Search the records that follow and extract every line containing the string "page".

Entries.
═══
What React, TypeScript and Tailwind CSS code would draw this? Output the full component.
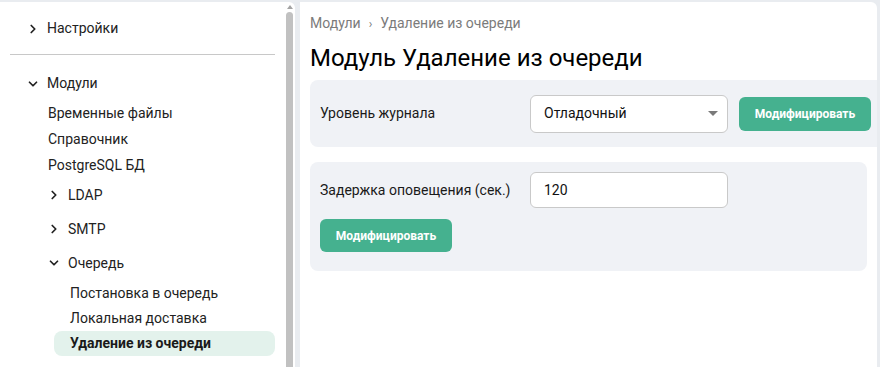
═══
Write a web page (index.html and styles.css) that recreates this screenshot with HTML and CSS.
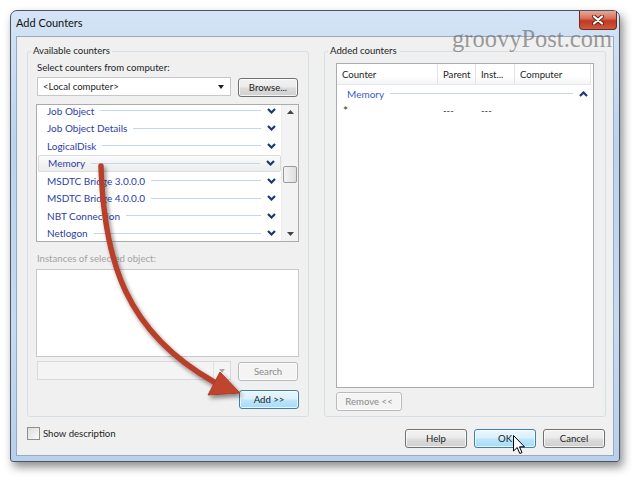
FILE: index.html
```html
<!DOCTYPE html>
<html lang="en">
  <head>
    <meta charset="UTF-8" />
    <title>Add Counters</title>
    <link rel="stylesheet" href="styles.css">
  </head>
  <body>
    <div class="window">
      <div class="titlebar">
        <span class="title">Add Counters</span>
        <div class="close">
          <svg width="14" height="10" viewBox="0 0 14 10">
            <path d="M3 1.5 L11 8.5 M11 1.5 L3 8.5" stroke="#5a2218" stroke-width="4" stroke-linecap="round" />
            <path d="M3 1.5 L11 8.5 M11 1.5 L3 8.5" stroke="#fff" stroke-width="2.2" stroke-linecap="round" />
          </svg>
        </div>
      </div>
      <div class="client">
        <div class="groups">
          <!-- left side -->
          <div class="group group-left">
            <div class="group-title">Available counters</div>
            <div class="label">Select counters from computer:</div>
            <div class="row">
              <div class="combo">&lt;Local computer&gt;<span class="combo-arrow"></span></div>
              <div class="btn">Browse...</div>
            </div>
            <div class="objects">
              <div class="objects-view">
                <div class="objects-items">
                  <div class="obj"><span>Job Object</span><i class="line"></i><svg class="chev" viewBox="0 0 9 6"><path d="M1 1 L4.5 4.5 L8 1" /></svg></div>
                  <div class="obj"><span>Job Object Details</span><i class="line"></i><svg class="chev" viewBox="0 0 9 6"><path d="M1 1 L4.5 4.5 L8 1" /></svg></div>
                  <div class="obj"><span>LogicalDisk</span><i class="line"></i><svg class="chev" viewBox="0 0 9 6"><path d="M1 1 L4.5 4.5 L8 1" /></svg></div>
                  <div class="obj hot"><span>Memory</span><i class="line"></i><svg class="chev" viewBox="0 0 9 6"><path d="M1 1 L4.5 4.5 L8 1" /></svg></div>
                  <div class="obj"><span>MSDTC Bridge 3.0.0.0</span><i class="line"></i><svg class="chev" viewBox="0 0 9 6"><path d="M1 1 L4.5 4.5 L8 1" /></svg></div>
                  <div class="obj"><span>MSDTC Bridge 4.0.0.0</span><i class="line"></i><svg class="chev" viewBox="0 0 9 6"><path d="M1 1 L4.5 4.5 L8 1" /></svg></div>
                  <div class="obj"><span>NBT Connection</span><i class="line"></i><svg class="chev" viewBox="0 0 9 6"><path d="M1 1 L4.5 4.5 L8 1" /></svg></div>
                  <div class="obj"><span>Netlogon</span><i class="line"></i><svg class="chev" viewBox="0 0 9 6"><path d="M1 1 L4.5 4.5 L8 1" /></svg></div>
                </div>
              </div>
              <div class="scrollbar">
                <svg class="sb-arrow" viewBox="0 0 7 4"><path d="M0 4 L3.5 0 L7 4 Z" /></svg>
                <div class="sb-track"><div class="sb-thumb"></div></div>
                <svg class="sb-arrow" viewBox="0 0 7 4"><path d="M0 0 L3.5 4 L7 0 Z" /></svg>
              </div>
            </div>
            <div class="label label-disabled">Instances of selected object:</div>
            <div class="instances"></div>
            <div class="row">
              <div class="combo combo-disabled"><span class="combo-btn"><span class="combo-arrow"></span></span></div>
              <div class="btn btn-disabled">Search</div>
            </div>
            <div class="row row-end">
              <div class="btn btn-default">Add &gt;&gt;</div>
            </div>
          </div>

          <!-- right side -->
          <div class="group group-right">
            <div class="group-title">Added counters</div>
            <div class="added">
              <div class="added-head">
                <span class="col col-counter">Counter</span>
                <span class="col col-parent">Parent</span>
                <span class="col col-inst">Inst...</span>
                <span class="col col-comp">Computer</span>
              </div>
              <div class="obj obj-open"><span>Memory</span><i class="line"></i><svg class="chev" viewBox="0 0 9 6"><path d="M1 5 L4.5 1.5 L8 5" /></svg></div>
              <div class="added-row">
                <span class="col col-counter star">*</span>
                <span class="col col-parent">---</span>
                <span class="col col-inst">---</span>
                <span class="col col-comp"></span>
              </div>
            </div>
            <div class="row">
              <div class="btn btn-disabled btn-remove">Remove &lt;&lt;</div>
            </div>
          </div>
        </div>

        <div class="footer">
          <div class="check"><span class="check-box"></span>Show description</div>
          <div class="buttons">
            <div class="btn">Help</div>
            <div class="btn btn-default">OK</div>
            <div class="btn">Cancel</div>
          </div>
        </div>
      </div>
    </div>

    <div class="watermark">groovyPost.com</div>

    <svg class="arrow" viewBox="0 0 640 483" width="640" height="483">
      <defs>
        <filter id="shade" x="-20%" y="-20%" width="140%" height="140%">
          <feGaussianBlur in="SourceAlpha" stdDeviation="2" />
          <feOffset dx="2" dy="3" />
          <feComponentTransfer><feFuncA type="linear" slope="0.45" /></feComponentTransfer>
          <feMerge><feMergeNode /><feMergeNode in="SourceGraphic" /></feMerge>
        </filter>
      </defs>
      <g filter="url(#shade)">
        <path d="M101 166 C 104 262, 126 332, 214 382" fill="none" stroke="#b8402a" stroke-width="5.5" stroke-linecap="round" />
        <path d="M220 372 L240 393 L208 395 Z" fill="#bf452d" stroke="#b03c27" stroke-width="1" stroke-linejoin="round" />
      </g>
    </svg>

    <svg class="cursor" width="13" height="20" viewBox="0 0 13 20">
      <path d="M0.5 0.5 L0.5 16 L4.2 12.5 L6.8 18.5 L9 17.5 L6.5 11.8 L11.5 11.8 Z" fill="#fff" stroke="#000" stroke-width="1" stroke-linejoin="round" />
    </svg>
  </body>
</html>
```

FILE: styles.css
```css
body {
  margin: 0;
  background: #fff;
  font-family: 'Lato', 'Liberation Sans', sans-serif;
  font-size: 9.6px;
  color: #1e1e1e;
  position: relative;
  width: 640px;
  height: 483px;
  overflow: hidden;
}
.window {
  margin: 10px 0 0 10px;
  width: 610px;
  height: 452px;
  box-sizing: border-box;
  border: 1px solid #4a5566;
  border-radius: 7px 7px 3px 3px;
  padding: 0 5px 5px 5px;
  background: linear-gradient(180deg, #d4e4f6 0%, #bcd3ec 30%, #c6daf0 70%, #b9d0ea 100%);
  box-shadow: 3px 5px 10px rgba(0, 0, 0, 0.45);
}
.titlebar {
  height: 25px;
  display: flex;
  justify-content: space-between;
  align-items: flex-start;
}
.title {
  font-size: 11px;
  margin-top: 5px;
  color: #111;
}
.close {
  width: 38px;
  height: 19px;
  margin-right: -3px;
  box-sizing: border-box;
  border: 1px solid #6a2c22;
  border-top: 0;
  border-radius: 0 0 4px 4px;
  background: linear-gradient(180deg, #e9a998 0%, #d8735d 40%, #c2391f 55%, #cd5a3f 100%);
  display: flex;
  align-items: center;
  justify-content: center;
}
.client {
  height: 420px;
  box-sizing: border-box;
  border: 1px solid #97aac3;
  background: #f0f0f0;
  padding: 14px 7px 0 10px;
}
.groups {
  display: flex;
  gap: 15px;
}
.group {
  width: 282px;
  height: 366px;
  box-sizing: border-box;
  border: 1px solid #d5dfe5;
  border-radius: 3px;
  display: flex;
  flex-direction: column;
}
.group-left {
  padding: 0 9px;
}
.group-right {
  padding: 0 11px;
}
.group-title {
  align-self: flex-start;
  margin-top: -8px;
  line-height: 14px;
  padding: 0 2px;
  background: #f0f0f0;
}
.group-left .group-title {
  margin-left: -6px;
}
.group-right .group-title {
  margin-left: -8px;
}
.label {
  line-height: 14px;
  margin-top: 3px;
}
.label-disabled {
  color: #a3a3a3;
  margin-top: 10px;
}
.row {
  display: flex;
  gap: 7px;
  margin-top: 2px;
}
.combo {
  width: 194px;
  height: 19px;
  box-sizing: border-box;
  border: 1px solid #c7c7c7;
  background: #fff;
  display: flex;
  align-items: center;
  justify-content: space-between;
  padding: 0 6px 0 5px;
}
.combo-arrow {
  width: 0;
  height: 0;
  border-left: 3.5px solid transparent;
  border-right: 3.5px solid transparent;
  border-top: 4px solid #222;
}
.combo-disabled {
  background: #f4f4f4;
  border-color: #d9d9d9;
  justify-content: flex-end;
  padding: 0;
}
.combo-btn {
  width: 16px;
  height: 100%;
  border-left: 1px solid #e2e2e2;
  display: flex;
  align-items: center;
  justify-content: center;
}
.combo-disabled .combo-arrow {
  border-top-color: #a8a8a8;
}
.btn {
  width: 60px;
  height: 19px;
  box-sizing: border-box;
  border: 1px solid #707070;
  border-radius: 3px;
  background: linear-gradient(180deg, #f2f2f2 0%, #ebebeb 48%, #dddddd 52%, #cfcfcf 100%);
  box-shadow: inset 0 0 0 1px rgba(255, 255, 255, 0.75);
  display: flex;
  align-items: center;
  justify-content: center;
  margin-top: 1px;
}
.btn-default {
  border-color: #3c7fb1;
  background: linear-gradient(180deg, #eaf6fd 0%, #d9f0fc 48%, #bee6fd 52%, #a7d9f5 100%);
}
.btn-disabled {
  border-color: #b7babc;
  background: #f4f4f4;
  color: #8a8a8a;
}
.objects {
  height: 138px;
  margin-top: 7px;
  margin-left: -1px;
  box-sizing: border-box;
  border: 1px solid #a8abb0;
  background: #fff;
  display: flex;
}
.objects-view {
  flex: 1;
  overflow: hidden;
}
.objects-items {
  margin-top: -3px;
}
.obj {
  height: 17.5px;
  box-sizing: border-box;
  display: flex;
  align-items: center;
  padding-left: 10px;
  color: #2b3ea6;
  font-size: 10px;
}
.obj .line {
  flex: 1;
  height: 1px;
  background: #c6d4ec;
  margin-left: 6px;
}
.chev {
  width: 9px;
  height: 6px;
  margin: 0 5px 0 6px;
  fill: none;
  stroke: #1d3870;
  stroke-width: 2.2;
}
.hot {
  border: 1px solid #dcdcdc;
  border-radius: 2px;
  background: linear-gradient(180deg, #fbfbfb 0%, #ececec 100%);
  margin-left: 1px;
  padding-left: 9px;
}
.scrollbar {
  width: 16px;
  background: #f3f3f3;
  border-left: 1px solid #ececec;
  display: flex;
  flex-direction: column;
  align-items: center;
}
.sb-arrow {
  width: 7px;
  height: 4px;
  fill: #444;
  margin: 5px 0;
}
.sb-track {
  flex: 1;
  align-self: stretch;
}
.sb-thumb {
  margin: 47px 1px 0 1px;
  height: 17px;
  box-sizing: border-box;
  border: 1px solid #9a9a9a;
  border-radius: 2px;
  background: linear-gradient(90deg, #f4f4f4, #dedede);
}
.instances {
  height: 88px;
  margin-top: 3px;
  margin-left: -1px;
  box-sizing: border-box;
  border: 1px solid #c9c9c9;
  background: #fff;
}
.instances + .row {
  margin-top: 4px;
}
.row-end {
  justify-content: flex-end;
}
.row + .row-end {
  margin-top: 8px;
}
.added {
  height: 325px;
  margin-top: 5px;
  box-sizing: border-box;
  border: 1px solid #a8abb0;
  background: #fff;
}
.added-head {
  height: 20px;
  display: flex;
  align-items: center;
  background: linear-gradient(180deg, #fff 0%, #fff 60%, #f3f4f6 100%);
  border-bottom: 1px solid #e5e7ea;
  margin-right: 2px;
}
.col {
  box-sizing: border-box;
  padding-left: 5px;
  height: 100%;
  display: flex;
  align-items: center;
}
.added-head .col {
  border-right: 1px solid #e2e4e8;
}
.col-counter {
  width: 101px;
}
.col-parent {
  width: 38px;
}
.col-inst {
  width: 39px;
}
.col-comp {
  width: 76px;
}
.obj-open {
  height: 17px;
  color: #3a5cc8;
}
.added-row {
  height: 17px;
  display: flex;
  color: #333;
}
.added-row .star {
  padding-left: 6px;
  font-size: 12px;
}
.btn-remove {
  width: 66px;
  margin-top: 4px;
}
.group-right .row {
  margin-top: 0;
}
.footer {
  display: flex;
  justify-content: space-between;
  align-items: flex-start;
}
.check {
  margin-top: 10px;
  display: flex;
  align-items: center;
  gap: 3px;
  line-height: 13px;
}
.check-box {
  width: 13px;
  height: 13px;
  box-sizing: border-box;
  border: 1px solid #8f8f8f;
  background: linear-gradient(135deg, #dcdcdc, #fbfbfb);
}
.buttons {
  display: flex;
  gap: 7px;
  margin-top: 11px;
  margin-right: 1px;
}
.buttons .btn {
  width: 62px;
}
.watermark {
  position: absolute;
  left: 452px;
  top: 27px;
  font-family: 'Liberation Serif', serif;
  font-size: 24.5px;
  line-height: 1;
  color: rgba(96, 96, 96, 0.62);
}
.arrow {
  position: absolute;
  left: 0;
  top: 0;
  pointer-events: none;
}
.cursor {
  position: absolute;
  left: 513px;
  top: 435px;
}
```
═══
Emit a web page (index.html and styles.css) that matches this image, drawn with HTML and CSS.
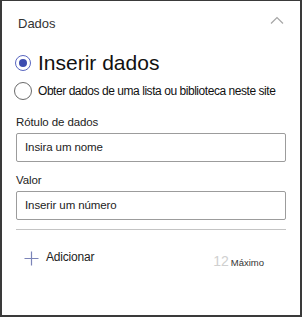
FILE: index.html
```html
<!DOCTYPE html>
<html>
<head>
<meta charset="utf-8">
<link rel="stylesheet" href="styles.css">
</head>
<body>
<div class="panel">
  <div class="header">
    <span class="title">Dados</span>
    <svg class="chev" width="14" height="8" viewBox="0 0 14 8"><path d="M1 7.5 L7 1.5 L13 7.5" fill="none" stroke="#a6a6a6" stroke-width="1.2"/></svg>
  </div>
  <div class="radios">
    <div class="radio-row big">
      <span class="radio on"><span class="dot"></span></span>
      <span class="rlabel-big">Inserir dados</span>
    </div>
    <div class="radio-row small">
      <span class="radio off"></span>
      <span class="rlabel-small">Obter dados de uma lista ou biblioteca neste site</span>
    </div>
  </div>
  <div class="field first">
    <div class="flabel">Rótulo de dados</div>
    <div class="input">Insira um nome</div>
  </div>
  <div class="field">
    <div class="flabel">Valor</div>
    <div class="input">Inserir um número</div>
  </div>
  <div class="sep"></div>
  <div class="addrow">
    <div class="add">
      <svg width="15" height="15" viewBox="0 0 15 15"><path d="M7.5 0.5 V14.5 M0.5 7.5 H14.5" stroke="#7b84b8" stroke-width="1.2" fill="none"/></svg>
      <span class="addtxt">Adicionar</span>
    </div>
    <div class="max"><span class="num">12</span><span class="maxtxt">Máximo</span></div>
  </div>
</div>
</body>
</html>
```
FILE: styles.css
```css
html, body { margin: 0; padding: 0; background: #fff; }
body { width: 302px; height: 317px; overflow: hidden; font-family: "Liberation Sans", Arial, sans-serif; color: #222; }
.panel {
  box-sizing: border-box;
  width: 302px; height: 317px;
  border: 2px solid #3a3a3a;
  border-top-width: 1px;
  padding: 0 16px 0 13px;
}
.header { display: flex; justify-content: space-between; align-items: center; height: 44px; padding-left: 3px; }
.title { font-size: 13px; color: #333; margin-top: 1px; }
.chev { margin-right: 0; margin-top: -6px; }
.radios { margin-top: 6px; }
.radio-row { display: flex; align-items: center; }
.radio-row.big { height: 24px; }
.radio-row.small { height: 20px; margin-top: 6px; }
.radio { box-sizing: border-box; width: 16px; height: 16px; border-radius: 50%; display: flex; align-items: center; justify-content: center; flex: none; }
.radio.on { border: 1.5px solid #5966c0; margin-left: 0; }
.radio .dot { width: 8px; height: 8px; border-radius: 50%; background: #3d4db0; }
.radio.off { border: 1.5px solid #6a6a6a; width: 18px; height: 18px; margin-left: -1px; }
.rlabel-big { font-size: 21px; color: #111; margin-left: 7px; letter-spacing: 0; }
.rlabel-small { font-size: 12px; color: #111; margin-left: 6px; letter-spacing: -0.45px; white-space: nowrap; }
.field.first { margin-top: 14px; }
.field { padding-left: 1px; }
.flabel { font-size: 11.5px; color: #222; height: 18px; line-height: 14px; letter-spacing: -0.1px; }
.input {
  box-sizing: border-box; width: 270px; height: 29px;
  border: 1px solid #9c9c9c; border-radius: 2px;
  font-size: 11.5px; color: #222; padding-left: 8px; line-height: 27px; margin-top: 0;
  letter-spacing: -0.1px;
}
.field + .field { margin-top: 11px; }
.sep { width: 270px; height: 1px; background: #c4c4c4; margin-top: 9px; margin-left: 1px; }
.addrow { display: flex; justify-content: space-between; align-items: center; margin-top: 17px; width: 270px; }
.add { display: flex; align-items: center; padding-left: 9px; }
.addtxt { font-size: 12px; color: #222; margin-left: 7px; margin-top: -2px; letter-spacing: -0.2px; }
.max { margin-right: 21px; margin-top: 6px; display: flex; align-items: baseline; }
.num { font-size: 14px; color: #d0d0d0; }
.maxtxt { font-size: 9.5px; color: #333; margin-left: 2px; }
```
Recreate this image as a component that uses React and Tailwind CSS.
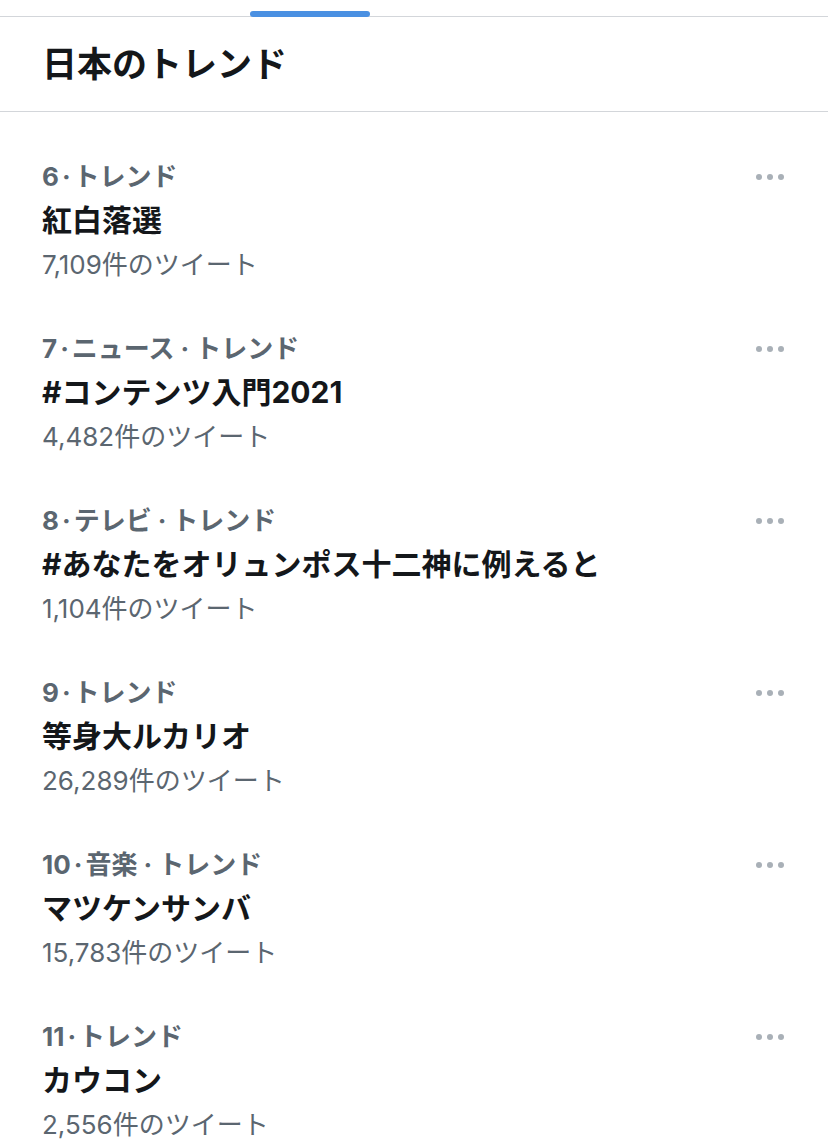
═══
Task answer.
Write a web page (index.html and styles.css) that recreates this screenshot with HTML and CSS.
Emit a web page (index.html and styles.css) that matches this image, drawn with HTML and CSS.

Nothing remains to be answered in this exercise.